### [WHAT IS BEING ASKED]
Take the lines from the beginning of the material through the line containing "</TitleBar>" and retype them exactly, leaving the pictures out.

### [INFORMATION PROVIDED]
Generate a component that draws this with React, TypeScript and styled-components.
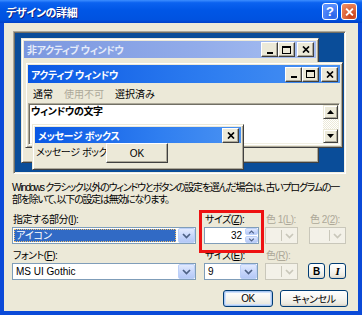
import React from "react";
import styled, { createGlobalStyle, css } from "styled-components";

const GlobalStyle = createGlobalStyle`
  html, body { margin: 0; padding: 0; background: #fff; }
  body {
    font-family: "Liberation Sans", "Noto Sans CJK JP", sans-serif;
    font-size: 10px;
    color: #000;
  }
`;

const Chevron = ({ color = "#4d6185", up = false }: { color?: string; up?: boolean }) => (
  <svg width="9" height="6" viewBox="0 0 9 6">
    <path
      d={up ? "M1 5 L4.5 1.5 L8 5" : "M1 1 L4.5 4.5 L8 1"}
      fill="none"
      stroke={color}
      strokeWidth="1.7"
    />
  </svg>
);

const Cross = ({ color = "#000", size = 8 }: { color?: string; size?: number }) => (
  <svg width={size} height={size - 1} viewBox="0 0 8 7">
    <path d="M1 0.5 L7 6.5 M7 0.5 L1 6.5" stroke={color} strokeWidth="1.7" />
  </svg>
);

const Triangle = ({ up = false }: { up?: boolean }) => (
  <svg width="7" height="4" viewBox="0 0 7 4">
    <path d={up ? "M0 4 L3.5 0 L7 4 Z" : "M0 0 L3.5 4 L7 0 Z"} fill="#000" />
  </svg>
);

export default function App() {
  return (
    <>
      <GlobalStyle />
      <Dialog>
        <TitleBar>
          <TitleText>デザインの詳細</TitleText>
          <CaptionButton $variant="help">?</CaptionButton>
          <CaptionButton $variant="close">
            <Cross color="#fff" size={9} />
          </CaptionButton>
        </TitleBar>

        <Body>
          <Preview>
            <Win $x={7} $y={6} $w={298} $h={125}>
              <Caption $h={17}>
                <CaptionTitle>非アクティブ ウィンドウ</CaptionTitle>
                <WinButton>
                  <MinGlyph />
                </WinButton>
                <WinButton>
                  <MaxGlyph />
                </WinButton>
                <WinButton $gap>
                  <Cross />
                </WinButton>
              </Caption>
            </Win>

            <Win $x={11} $y={30} $w={318} $h={86}>
              <Caption $active $h={18}>
                <CaptionTitle $active>アクティブ ウィンドウ</CaptionTitle>
                <WinButton>
                  <MinGlyph />
                </WinButton>
                <WinButton>
                  <MaxGlyph />
                </WinButton>
                <WinButton $gap>
                  <Cross />
                </WinButton>
              </Caption>
              <MenuBar>
                <MenuItem>通常</MenuItem>
                <MenuItem $disabled>使用不可</MenuItem>
                <MenuItem>選択済み</MenuItem>
              </MenuBar>
              <Client>
                <ClientText>ウィンドウの文字</ClientText>
                <ScrollBar>
                  <ScrollButton>
                    <Triangle up />
                  </ScrollButton>
                  <ScrollTrack />
                  <ScrollButton>
                    <Triangle />
                  </ScrollButton>
                </ScrollBar>
              </Client>
            </Win>

            <Win $x={18} $y={92} $w={212} $h={46}>
              <Caption $active $h={16}>
                <CaptionTitle $active>メッセージ ボックス</CaptionTitle>
                <WinButton>
                  <Cross />
                </WinButton>
              </Caption>
              <MsgBody>
                <MsgText>メッセージ ボックスの</MsgText>
                <MsgOk>OK</MsgOk>
              </MsgBody>
            </Win>
          </Preview>

          <Description>
            <DescLine>
              Windows クラシック以外のウィンドウとボタンの設定を選んだ場合は、古いプログラムの一
            </DescLine>
            <DescLine>部を除いて、以下の設定は無効になります。</DescLine>
          </Description>

          <Controls>
            <Label>
              指定する部分(<u>I</u>):
            </Label>
            <Label>
              サイズ(<u>Z</u>):
            </Label>
            <Label $disabled>
              色 1(<u>L</u>):
            </Label>
            <Label $disabled>
              色 2(<u>2</u>):
            </Label>

            <Combo $w={184}>
              <ComboText $selected>アイコン</ComboText>
              <ComboArrow>
                <Chevron />
              </ComboArrow>
            </Combo>
            <Combo $w={55}>
              <SpinText>32</SpinText>
              <SpinButtons>
                <SpinHalf>
                  <Chevron up />
                </SpinHalf>
                <SpinHalf>
                  <Chevron />
                </SpinHalf>
              </SpinButtons>
            </Combo>
            <Combo $w={33} $disabled>
              <ComboText />
              <ComboArrow $disabled>
                <Chevron color="#c9c7ba" />
              </ComboArrow>
            </Combo>
            <Combo $w={37} $disabled>
              <ComboText />
              <ComboArrow $disabled>
                <Chevron color="#c9c7ba" />
              </ComboArrow>
            </Combo>

            <Label>
              フォント(<u>F</u>):
            </Label>
            <Label>
              サイズ(<u>E</u>):
            </Label>
            <Label $disabled>
              色(<u>R</u>):
            </Label>
            <span />

            <Combo $w={184}>
              <ComboText>MS UI Gothic</ComboText>
              <ComboArrow>
                <Chevron />
              </ComboArrow>
            </Combo>
            <Combo $w={54}>
              <ComboText>9</ComboText>
              <ComboArrow>
                <Chevron />
              </ComboArrow>
            </Combo>
            <Combo $w={33} $disabled>
              <ComboText />
              <ComboArrow $disabled>
                <Chevron color="#c9c7ba" />
              </ComboArrow>
            </Combo>
            <StyleButtons>
              <XPButton $w={17} $h={16}>
                <b>B</b>
              </XPButton>
              <XPButton $w={17} $h={16}>
                <Italic>I</Italic>
              </XPButton>
            </StyleButtons>

            <Highlight />
          </Controls>

          <ButtonRow>
            <XPButton $w={50} $h={17} $default>
              OK
            </XPButton>
            <XPButton $w={68} $h={17}>
              キャンセル
            </XPButton>
          </ButtonRow>
        </Body>
      </Dialog>
    </>
  );
}

const Dialog = styled.div`
  width: 362px;
  height: 315px;
  box-sizing: border-box;
  display: flex;
  flex-direction: column;
  background: #0b4ad8;
  font-feature-settings: "palt";
  overflow: hidden;
`;

const TitleBar = styled.div`
  height: 23px;
  flex: none;
  display: flex;
  align-items: center;
  gap: 3px;
  padding: 0 5px 0 6px;
  background: linear-gradient(
    180deg,
    #3d8eff 0%,
    #0b62f0 12%,
    #0056e6 45%,
    #0052e0 85%,
    #0040c8 100%
  );
`;

const TitleText = styled.div`
  flex: 1;
  color: #fff;
  font-weight: bold;
  font-size: 11px;
  letter-spacing: -0.4px;
  text-shadow: 1px 1px #0c1f80;
`;

const CaptionButton = styled.div<{ $variant: "help" | "close" }>`
  width: 16px;
  height: 17px;
  flex: none;
  box-sizing: border-box;
  border: 1px solid #fff;
  border-radius: 3px;
  display: flex;
  align-items: center;
  justify-content: center;
  color: #fff;
  font: bold 13px "Liberation Sans", sans-serif;
  ${({ $variant }) =>
    $variant === "help"
      ? css`
          background: radial-gradient(circle at 70% 80%, #2a63e8, #5b92ff 80%);
        `
      : css`
          background: radial-gradient(circle at 70% 80%, #c83d16, #ef8a5e 85%);
        `}
`;

const Body = styled.div`
  flex: 1;
  margin: 0 4px 4px;
  padding: 8px 11px 0 8px;
  background: #ece9d8;
  display: flex;
  flex-direction: column;
  min-width: 0;
`;

const Preview = styled.div`
  position: relative;
  height: 143px;
  flex: none;
  margin: 0 1px;
  box-sizing: border-box;
  background: #0a4d99;
  border: 1px solid;
  border-color: #aca899 #fff #fff #aca899;
  box-shadow: inset 1px 1px 0 #716f64, inset -1px -1px 0 #f1efe2;
  overflow: hidden;
`;

const Win = styled.div<{ $x: number; $y: number; $w: number; $h: number }>`
  position: absolute;
  left: ${({ $x }) => $x}px;
  top: ${({ $y }) => $y}px;
  width: ${({ $w }) => $w}px;
  height: ${({ $h }) => $h}px;
  box-sizing: border-box;
  background: #ece9d8;
  border: 1px solid;
  border-color: #ece9d8 #404040 #404040 #ece9d8;
  box-shadow: inset 1px 1px 0 #fff, inset -1px -1px 0 #aca899;
  padding: 2px;
  display: flex;
  flex-direction: column;
`;

const Caption = styled.div<{ $active?: boolean; $h: number }>`
  height: ${({ $h }) => $h}px;
  flex: none;
  display: flex;
  align-items: center;
  padding: 0 2px 0 3px;
  background: ${({ $active }) =>
    $active
      ? "linear-gradient(90deg, #0a58e4 0%, #2f7ef0 60%, #4a92f2 100%)"
      : "linear-gradient(90deg, #7b97df 0%, #92acea 60%, #a8c0f2 100%)"};
`;

const CaptionTitle = styled.div<{ $active?: boolean }>`
  flex: 1;
  font-weight: bold;
  font-size: 10px;
  letter-spacing: -0.4px;
  color: ${({ $active }) => ($active ? "#fff" : "#e4ebfa")};
  white-space: nowrap;
`;

const WinButton = styled.div<{ $gap?: boolean }>`
  width: 17px;
  height: 15px;
  flex: none;
  box-sizing: border-box;
  margin-left: ${({ $gap }) => ($gap ? 2 : 0)}px;
  background: #ece9d8;
  border: 1px solid;
  border-color: #fff #404040 #404040 #fff;
  box-shadow: inset -1px -1px 0 #aca899;
  display: flex;
  align-items: center;
  justify-content: center;
`;

const MinGlyph = styled.div`
  width: 6px;
  height: 2px;
  background: #000;
  margin-top: 6px;
`;

const MaxGlyph = styled.div`
  width: 9px;
  height: 8px;
  box-sizing: border-box;
  border: 1px solid #000;
  border-top-width: 2px;
`;

const MenuBar = styled.div`
  height: 20px;
  flex: none;
  display: flex;
  align-items: center;
  gap: 11px;
  padding-left: 5px;
`;

const MenuItem = styled.span<{ $disabled?: boolean }>`
  color: ${({ $disabled }) => ($disabled ? "#aca899" : "#000")};
`;

const Client = styled.div`
  height: 42px;
  flex: none;
  box-sizing: border-box;
  background: #fff;
  border: 1px solid;
  border-color: #aca899 #fff #fff #aca899;
  box-shadow: inset 1px 1px 0 #716f64, inset -1px -1px 0 #f1efe2;
  padding: 1px;
  display: flex;
`;

const ClientText = styled.div`
  flex: 1;
  font-weight: bold;
  line-height: 12px;
  letter-spacing: -0.4px;
  padding: 1px 0 0 1px;
`;

const ScrollBar = styled.div`
  width: 15px;
  display: flex;
  flex-direction: column;
`;

const ScrollButton = styled.div`
  height: 14px;
  box-sizing: border-box;
  background: #ece9d8;
  border: 1px solid;
  border-color: #ece9d8 #404040 #404040 #ece9d8;
  box-shadow: inset 1px 1px 0 #fff, inset -1px -1px 0 #aca899;
  display: flex;
  align-items: center;
  justify-content: center;
`;

const ScrollTrack = styled.div`
  flex: 1;
  background: repeating-conic-gradient(#fff 0 25%, #ece9d8 0 50%) 0 0 / 2px 2px;
`;

const MsgBody = styled.div`
  position: relative;
  flex: 1;
  padding-left: 1px;
`;

const MsgText = styled.div`
  width: 70px;
  overflow: hidden;
  line-height: 12px;
  padding-top: 4px;
  letter-spacing: -0.4px;
  white-space: nowrap;
`;

const MsgOk = styled.div`
  position: absolute;
  left: 71px;
  top: 0;
  width: 62px;
  height: 20px;
  box-sizing: border-box;
  background: #ece9d8;
  border: 1px solid;
  border-color: #fff #404040 #404040 #fff;
  box-shadow: inset -1px -1px 0 #aca899;
  display: flex;
  align-items: center;
  justify-content: center;
`;

const Description = styled.div`
  margin-top: 8px;
  line-height: 12px;
`;

const DescLine = styled.div`
  white-space: nowrap;
  letter-spacing: -1.25px;
`;

const Controls = styled.div`
  position: relative;
  margin-top: 8px;
  display: grid;
  grid-template-columns: 192px 61px 44px 38px;
  grid-template-rows: 13px 17px 19px 17px;
`;

const Label = styled.div<{ $disabled?: boolean }>`
  align-self: end;
  line-height: 12px;
  margin-bottom: 1px;
  padding-left: 1px;
  letter-spacing: -0.5px;
  white-space: nowrap;
  color: ${({ $disabled }) => ($disabled ? "#aca899" : "#000")};
`;

const Combo = styled.div<{ $w: number; $disabled?: boolean }>`
  width: ${({ $w }) => $w}px;
  height: 17px;
  box-sizing: border-box;
  border: 1px solid ${({ $disabled }) => ($disabled ? "#c9c7ba" : "#7f9db9")};
  background: ${({ $disabled }) => ($disabled ? "#f3f1e8" : "#fff")};
  display: flex;
  padding: 0 0 0 1px;
`;

const ComboText = styled.div<{ $selected?: boolean }>`
  flex: 1;
  min-width: 0;
  margin: 1px 2px 1px 0;
  padding-left: 2px;
  line-height: 13px;
  white-space: nowrap;
  ${({ $selected }) =>
    $selected &&
    css`
      background: #316ac5;
      color: #fff;
      outline: 1px dotted #f4c26b;
      outline-offset: -1px;
    `}
`;

const ComboArrow = styled.div<{ $disabled?: boolean }>`
  width: 15px;
  flex: none;
  display: flex;
  align-items: center;
  justify-content: center;
  ${({ $disabled }) =>
    $disabled
      ? css`
          border-left: 1px solid #c9c7ba;
          margin: 2px 0;
        `
      : css`
          border-radius: 2px;
          border: 1px solid #bcd0f8;
          background: linear-gradient(180deg, #e2eafe 0%, #c5d5fb 55%, #b4c8f6 100%);
        `}
`;

const SpinText = styled.div`
  flex: 1;
  text-align: right;
  padding-right: 3px;
  line-height: 15px;
`;

const SpinButtons = styled.div`
  width: 13px;
  display: flex;
  flex-direction: column;
  gap: 1px;
`;

const SpinHalf = styled.div`
  flex: 1;
  border-radius: 2px;
  border: 1px solid #bcd0f8;
  background: linear-gradient(180deg, #e2eafe 0%, #c5d5fb 55%, #b4c8f6 100%);
  display: flex;
  align-items: center;
  justify-content: center;
  svg {
    width: 7px;
    height: 4px;
  }
`;

const StyleButtons = styled.div`
  display: flex;
  gap: 4px;
  margin-left: -1px;
`;

const XPButton = styled.div<{ $w: number; $h: number; $default?: boolean }>`
  width: ${({ $w }) => $w}px;
  height: ${({ $h }) => $h}px;
  box-sizing: border-box;
  border: 1px solid #003c74;
  border-radius: 3px;
  background: linear-gradient(180deg, #fff 0%, #f6f5f0 50%, #ebe9df 85%, #d6d0c5 100%);
  display: flex;
  align-items: center;
  justify-content: center;
  letter-spacing: -0.4px;
  ${({ $default }) =>
    $default &&
    css`
      box-shadow: inset 0 0 0 1px #a8c6f2, inset 0 0 0 2px #cfe0fa;
    `}
`;

const Italic = styled.i`
  font: italic bold 11px "Liberation Serif", serif;
`;

/* red annotation frame drawn over the size field */
const Highlight = styled.div`
  position: absolute;
  left: 187px;
  top: -4px;
  width: 65px;
  height: 43px;
  box-sizing: border-box;
  border: 3px solid #ee1111;
  pointer-events: none;
`;

const ButtonRow = styled.div`
  margin-top: 10px;
  display: flex;
  justify-content: flex-end;
  gap: 7px;
  margin-right: -1px;
`;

### [COMPLETE RESPONSE]
Generate a component that draws this with React, TypeScript and styled-components.
import React from "react";
import styled, { createGlobalStyle, css } from "styled-components";

const GlobalStyle = createGlobalStyle`
  html, body { margin: 0; padding: 0; background: #fff; }
  body {
    font-family: "Liberation Sans", "Noto Sans CJK JP", sans-serif;
    font-size: 10px;
    color: #000;
  }
`;

const Chevron = ({ color = "#4d6185", up = false }: { color?: string; up?: boolean }) => (
  <svg width="9" height="6" viewBox="0 0 9 6">
    <path
      d={up ? "M1 5 L4.5 1.5 L8 5" : "M1 1 L4.5 4.5 L8 1"}
      fill="none"
      stroke={color}
      strokeWidth="1.7"
    />
  </svg>
);

const Cross = ({ color = "#000", size = 8 }: { color?: string; size?: number }) => (
  <svg width={size} height={size - 1} viewBox="0 0 8 7">
    <path d="M1 0.5 L7 6.5 M7 0.5 L1 6.5" stroke={color} strokeWidth="1.7" />
  </svg>
);

const Triangle = ({ up = false }: { up?: boolean }) => (
  <svg width="7" height="4" viewBox="0 0 7 4">
    <path d={up ? "M0 4 L3.5 0 L7 4 Z" : "M0 0 L3.5 4 L7 0 Z"} fill="#000" />
  </svg>
);

export default function App() {
  return (
    <>
      <GlobalStyle />
      <Dialog>
        <TitleBar>
          <TitleText>デザインの詳細</TitleText>
          <CaptionButton $variant="help">?</CaptionButton>
          <CaptionButton $variant="close">
            <Cross color="#fff" size={9} />
          </CaptionButton>
        </TitleBar>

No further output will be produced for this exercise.